▸ WHAT IS NEEDED
Below are records; count the lines in them that hold "screenshot" and give only the count.

Pages as source code:
######
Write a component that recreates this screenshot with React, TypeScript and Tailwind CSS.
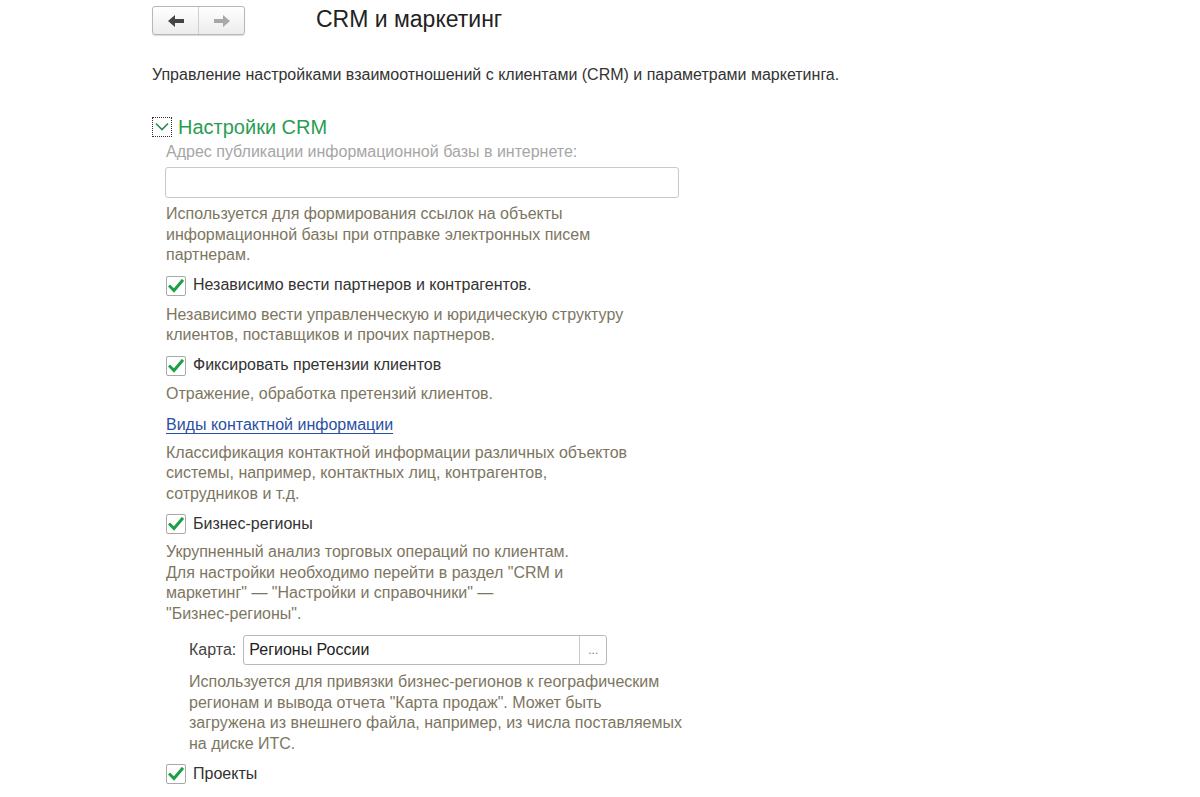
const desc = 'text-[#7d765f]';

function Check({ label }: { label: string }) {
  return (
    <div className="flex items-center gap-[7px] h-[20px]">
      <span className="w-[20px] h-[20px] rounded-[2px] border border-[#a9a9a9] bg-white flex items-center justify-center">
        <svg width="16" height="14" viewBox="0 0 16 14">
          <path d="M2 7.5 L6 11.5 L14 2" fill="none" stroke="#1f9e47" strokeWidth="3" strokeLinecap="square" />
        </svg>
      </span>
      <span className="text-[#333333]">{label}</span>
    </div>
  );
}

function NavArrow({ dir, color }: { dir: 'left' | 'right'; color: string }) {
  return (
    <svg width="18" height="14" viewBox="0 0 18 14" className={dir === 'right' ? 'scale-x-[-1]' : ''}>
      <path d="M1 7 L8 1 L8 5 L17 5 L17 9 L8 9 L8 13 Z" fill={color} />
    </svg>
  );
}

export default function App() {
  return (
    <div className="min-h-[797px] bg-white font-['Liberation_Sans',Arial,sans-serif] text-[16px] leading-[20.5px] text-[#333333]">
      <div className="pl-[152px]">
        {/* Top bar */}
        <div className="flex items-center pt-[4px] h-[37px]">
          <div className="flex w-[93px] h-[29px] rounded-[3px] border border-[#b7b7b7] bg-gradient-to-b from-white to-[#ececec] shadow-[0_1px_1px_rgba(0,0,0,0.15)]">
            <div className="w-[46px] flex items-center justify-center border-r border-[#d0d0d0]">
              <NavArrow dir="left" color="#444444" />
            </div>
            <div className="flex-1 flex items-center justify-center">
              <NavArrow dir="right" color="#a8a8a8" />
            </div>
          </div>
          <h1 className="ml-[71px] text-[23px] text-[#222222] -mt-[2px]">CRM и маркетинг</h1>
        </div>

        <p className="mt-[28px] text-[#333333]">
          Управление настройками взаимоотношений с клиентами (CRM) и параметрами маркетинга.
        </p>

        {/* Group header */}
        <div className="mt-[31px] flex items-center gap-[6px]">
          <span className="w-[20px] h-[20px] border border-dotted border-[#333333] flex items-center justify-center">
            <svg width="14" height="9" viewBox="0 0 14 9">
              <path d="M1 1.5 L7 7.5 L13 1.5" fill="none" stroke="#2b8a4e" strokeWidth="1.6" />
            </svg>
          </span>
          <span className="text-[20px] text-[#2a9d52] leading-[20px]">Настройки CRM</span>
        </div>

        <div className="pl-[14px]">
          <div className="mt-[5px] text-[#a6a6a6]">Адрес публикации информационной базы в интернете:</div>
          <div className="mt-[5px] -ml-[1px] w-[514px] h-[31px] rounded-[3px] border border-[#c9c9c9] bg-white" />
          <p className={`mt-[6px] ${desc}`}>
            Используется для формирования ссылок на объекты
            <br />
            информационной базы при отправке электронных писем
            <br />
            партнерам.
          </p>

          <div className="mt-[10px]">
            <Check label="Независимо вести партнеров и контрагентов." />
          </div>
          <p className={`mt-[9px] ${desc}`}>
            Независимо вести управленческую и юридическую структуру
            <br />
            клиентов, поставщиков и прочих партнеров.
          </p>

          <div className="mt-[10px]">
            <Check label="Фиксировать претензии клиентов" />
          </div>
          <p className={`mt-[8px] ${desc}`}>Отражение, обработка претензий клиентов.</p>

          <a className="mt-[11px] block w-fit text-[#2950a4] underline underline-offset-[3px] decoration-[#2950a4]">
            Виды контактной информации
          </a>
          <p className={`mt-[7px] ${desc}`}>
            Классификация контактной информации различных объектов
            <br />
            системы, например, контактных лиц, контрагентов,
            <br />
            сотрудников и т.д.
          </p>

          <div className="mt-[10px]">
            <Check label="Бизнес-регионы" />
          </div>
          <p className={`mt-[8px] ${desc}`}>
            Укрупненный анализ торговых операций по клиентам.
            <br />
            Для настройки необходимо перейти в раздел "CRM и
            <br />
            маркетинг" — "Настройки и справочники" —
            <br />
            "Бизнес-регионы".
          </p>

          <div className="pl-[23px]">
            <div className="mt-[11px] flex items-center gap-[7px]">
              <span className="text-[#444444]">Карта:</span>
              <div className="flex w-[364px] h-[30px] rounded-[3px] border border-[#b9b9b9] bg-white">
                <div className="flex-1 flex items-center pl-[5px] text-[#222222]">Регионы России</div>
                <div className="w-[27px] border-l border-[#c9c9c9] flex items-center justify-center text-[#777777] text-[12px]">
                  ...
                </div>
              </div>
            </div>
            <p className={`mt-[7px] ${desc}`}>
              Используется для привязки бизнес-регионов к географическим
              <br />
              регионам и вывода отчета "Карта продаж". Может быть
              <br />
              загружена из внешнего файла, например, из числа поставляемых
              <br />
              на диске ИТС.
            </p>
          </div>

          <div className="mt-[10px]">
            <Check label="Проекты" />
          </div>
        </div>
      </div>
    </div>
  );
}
######
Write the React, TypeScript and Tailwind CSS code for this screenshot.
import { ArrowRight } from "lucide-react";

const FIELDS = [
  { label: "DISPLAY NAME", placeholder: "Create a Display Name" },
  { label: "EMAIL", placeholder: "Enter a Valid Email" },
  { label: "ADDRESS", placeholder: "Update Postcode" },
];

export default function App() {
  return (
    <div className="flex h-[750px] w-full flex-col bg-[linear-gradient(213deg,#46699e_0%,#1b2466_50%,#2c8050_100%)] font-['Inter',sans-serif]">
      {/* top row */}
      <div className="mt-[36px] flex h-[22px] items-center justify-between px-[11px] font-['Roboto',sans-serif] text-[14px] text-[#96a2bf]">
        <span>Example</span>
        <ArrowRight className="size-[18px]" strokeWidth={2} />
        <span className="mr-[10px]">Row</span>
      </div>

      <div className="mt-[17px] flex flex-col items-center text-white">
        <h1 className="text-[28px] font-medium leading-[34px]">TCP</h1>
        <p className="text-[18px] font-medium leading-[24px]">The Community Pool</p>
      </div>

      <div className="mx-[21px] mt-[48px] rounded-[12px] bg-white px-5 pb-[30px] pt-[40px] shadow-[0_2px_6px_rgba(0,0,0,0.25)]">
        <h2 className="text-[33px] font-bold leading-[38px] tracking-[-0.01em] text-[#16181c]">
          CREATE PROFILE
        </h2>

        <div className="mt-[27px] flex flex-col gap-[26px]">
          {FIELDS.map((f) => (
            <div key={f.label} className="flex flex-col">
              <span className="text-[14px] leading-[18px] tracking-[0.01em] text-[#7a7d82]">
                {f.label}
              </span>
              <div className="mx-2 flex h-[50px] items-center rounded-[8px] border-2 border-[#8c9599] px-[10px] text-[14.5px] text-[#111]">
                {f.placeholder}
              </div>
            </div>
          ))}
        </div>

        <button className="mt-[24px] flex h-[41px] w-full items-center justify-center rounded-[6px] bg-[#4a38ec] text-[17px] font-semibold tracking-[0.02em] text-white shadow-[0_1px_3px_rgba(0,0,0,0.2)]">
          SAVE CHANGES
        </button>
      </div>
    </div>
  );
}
######
▸ SOLUTION TO THE EXERCISE
2